Problem |
Can you print the data exactly and leave out each image?

========

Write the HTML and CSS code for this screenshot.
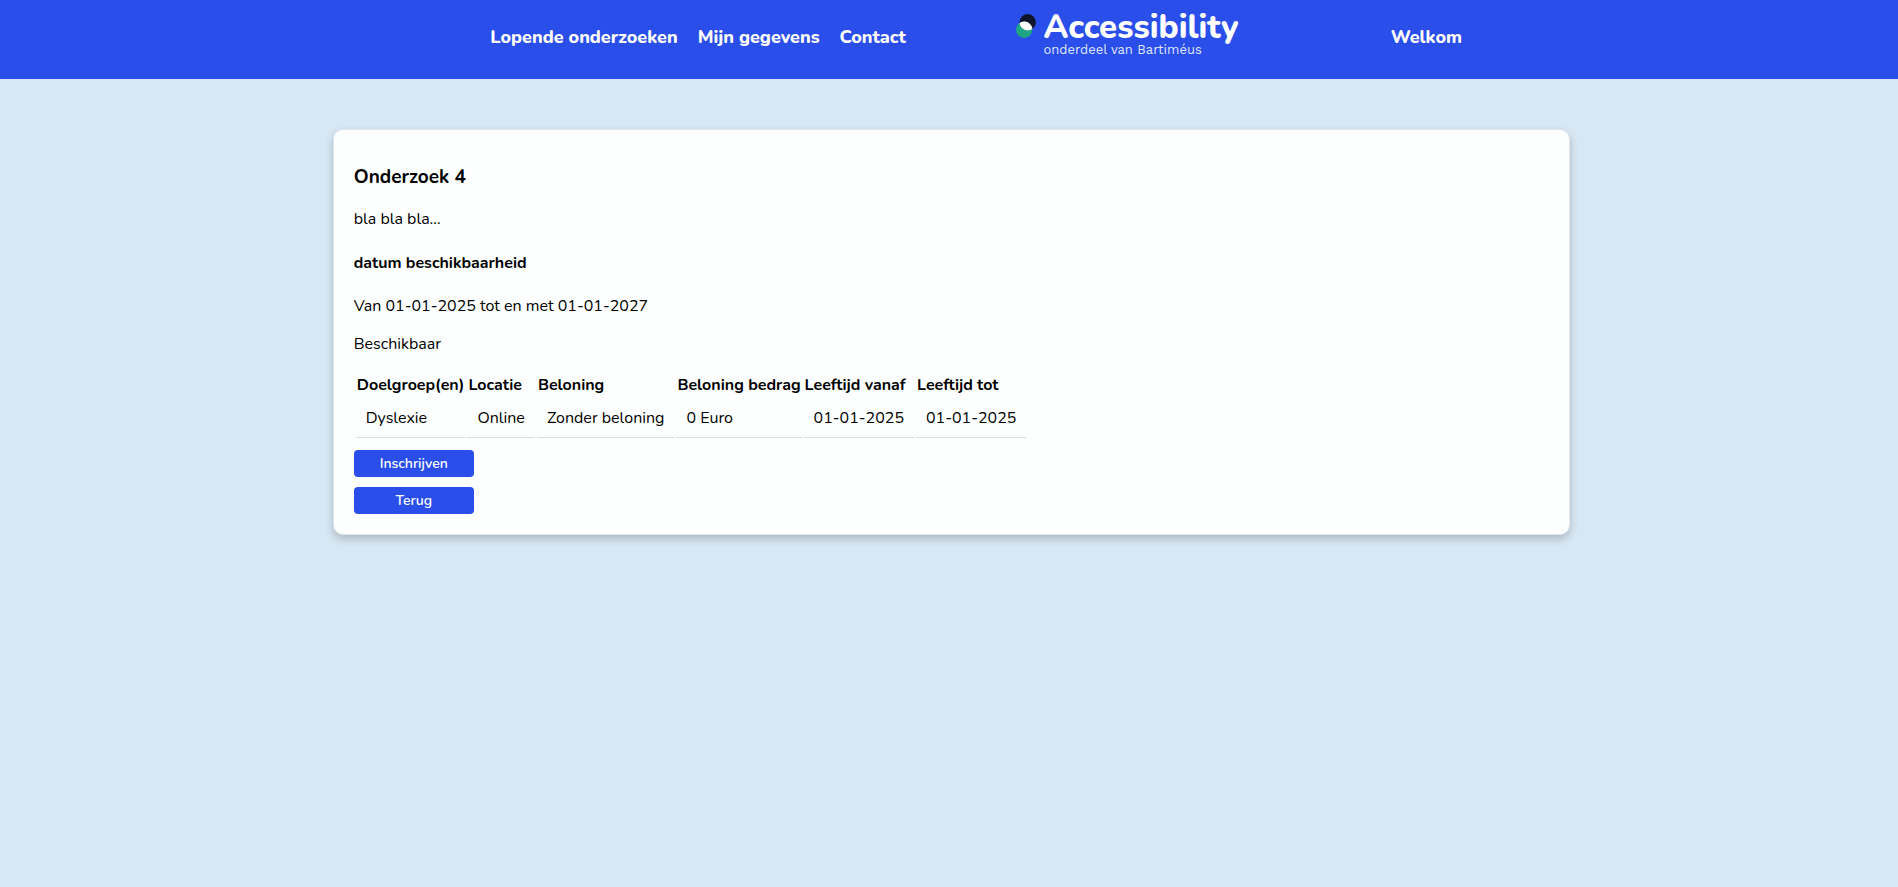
FILE: index.html
```html
<!DOCTYPE html>
<html lang="nl">
<head>
<meta charset="utf-8">
<title>Onderzoek 4 - Accessibility</title>
<link rel="stylesheet" href="styles.css">
</head>
<body>
<header class="site-header">
  <nav class="main-nav">
    <a href="#">Lopende onderzoeken</a>
    <a href="#">Mijn gegevens</a>
    <a href="#">Contact</a>
  </nav>
  <a class="logo" href="#">
    <svg class="logo-mark" viewBox="0 0 20 24" width="20" height="24" aria-hidden="true">
      <defs><clipPath id="upper"><circle cx="11.700" cy="8.200" r="8.200"/></clipPath></defs>
      <circle cx="11.700" cy="8.200" r="8.200" fill="#11152b"/>
      <circle cx="8.200" cy="15.800" r="8.200" fill="#1fa583"/>
      <circle cx="8.200" cy="15.800" r="8.200" fill="#fff" clip-path="url(#upper)"/>
    </svg>
    <span class="logo-text">
      <span class="logo-name">Accessibility</span>
      <span class="logo-sub">onderdeel van Bartiméus</span>
    </span>
  </a>
  <a class="welcome" href="#">Welkom</a>
</header>
<main class="page">
  <section class="card">
    <h3>Onderzoek 4</h3>
    <p>bla bla bla...</p>
    <h4>datum beschikbaarheid</h4>
    <p>Van 01-01-2025 tot en met 01-01-2027</p>
    <p>Beschikbaar</p>
    <table class="details">
      <thead>
        <tr><th>Doelgroep(en)</th><th>Locatie</th><th>Beloning</th><th>Beloning bedrag</th><th>Leeftijd vanaf</th><th>Leeftijd tot</th></tr>
      </thead>
      <tbody>
        <tr><td>Dyslexie</td><td>Online</td><td>Zonder beloning</td><td>0 Euro</td><td>01-01-2025</td><td>01-01-2025</td></tr>
      </tbody>
    </table>
    <div class="actions">
      <button type="button">Inschrijven</button>
      <button type="button">Terug</button>
    </div>
  </section>
</main>
</body>
</html>
```
FILE: styles.css
```css
* {
  box-sizing: border-box;
}

body {
  margin: 0;
  background: #d7e8f4;
  color: #000;
  font: 16px/22px Nunito, Lato, "Noto Sans", sans-serif;
}

.site-header {
  display: grid;
  grid-template-columns: 525fr 375fr 507fr;
  padding-left: 25.83%;
  height: 79px;
  background: #2a4eea;
}

.site-header a {
  color: #fff;
  text-decoration: none;
}

.main-nav {
  display: flex;
  gap: 20px;
}

.main-nav a,
.welcome {
  padding-top: 25px;
  font-size: 18px;
  line-height: 24px;
  font-weight: 800;
  white-space: nowrap;
}

.logo {
  display: flex;
  align-items: flex-start;
  gap: 8px;
  padding-top: 14px;
}

.logo-text {
  display: flex;
  flex-direction: column;
}

.logo-name {
  font: 800 33px/28px Nunito, "Noto Sans", sans-serif;
}

.logo-sub {
  font: 13px/15px "Work Sans", "Noto Sans", sans-serif;
  color: #dfe5fc;
}

.page {
  padding: 50px 17.28% 50px 17.53%;
}

.card {
  padding: 20px;
  border: 1px solid #e0e4e8;
  border-radius: 10px;
  background: #fdfffe;
  box-shadow: 0 4px 8px rgba(0, 0, 0, 0.2);
}

h3 {
  margin: 14px 0 18px;
  font-size: 19px;
  line-height: 26px;
}

p {
  margin: 16px 0;
}

h4 {
  margin: 22px 0 21px;
  font-size: 16px;
}

.details {
  border-spacing: 2px;
}

th {
  padding: 1px;
  text-align: left;
  white-space: nowrap;
}

td {
  padding: 8px 10px;
  border-bottom: 1px solid #ddd;
  white-space: nowrap;
}

.actions {
  display: flex;
  flex-direction: column;
  align-items: flex-start;
  gap: 10px;
  margin-top: 10px;
}

button {
  width: 120px;
  height: 27px;
  border: 0;
  border-radius: 4px;
  background: #2a4eea;
  color: #fff;
  font: 600 14px/19px Nunito, Lato, "Noto Sans", sans-serif;
}
```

========

Reply |
Write the HTML and CSS code for this screenshot.
FILE: index.html
```html
<!DOCTYPE html>
<html lang="nl">
<head>
<meta charset="utf-8">
<title>Onderzoek 4 - Accessibility</title>
<link rel="stylesheet" href="styles.css">
</head>
<body>
<header class="site-header">
  <nav class="main-nav">
    <a href="#">Lopende onderzoeken</a>
    <a href="#">Mijn gegevens</a>
    <a href="#">Contact</a>
  </nav>
  <a class="logo" href="#">
    <svg class="logo-mark" viewBox="0 0 20 24" width="20" height="24" aria-hidden="true">
      <defs><clipPath id="upper"><circle cx="11.700" cy="8.200" r="8.200"/></clipPath></defs>
      <circle cx="11.700" cy="8.200" r="8.200" fill="#11152b"/>
      <circle cx="8.200" cy="15.800" r="8.200" fill="#1fa583"/>
      <circle cx="8.200" cy="15.800" r="8.200" fill="#fff" clip-path="url(#upper)"/>
    </svg>
    <span class="logo-text">
      <span class="logo-name">Accessibility</span>
      <span class="logo-sub">onderdeel van Bartiméus</span>
    </span>
  </a>
  <a class="welcome" href="#">Welkom</a>
</header>
<main class="page">
  <section class="card">
    <h3>Onderzoek 4</h3>
    <p>bla bla bla...</p>
    <h4>datum beschikbaarheid</h4>
    <p>Van 01-01-2025 tot en met 01-01-2027</p>
    <p>Beschikbaar</p>
    <table class="details">
      <thead>
        <tr><th>Doelgroep(en)</th><th>Locatie</th><th>Beloning</th><th>Beloning bedrag</th><th>Leeftijd vanaf</th><th>Leeftijd tot</th></tr>
      </thead>
      <tbody>
        <tr><td>Dyslexie</td><td>Online</td><td>Zonder beloning</td><td>0 Euro</td><td>01-01-2025</td><td>01-01-2025</td></tr>
      </tbody>
    </table>
    <div class="actions">
      <button type="button">Inschrijven</button>
      <button type="button">Terug</button>
    </div>
  </section>
</main>
</body>
</html>
```
FILE: styles.css
```css
* {
  box-sizing: border-box;
}

body {
  margin: 0;
  background: #d7e8f4;
  color: #000;
  font: 16px/22px Nunito, Lato, "Noto Sans", sans-serif;
}

.site-header {
  display: grid;
  grid-template-columns: 525fr 375fr 507fr;
  padding-left: 25.83%;
  height: 79px;
  background: #2a4eea;
}

.site-header a {
  color: #fff;
  text-decoration: none;
}

.main-nav {
  display: flex;
  gap: 20px;
}

.main-nav a,
.welcome {
  padding-top: 25px;
  font-size: 18px;
  line-height: 24px;
  font-weight: 800;
  white-space: nowrap;
}

.logo {
  display: flex;
  align-items: flex-start;
  gap: 8px;
  padding-top: 14px;
}

.logo-text {
  display: flex;
  flex-direction: column;
}

.logo-name {
  font: 800 33px/28px Nunito, "Noto Sans", sans-serif;
}

.logo-sub {
  font: 13px/15px "Work Sans", "Noto Sans", sans-serif;
  color: #dfe5fc;
}

.page {
  padding: 50px 17.28% 50px 17.53%;
}

.card {
  padding: 20px;
  border: 1px solid #e0e4e8;
  border-radius: 10px;
  background: #fdfffe;
  box-shadow: 0 4px 8px rgba(0, 0, 0, 0.2);
}

h3 {
  margin: 14px 0 18px;
  font-size: 19px;
  line-height: 26px;
}

p {
  margin: 16px 0;
}

h4 {
  margin: 22px 0 21px;
  font-size: 16px;
}

.details {
  border-spacing: 2px;
}

th {
  padding: 1px;
  text-align: left;
  white-space: nowrap;
}

td {
  padding: 8px 10px;
  border-bottom: 1px solid #ddd;
  white-space: nowrap;
}

.actions {
  display: flex;
  flex-direction: column;
  align-items: flex-start;
  gap: 10px;
  margin-top: 10px;
}

button {
  width: 120px;
  height: 27px;
  border: 0;
  border-radius: 4px;
  background: #2a4eea;
  color: #fff;
  font: 600 14px/19px Nunito, Lato, "Noto Sans", sans-serif;
}
```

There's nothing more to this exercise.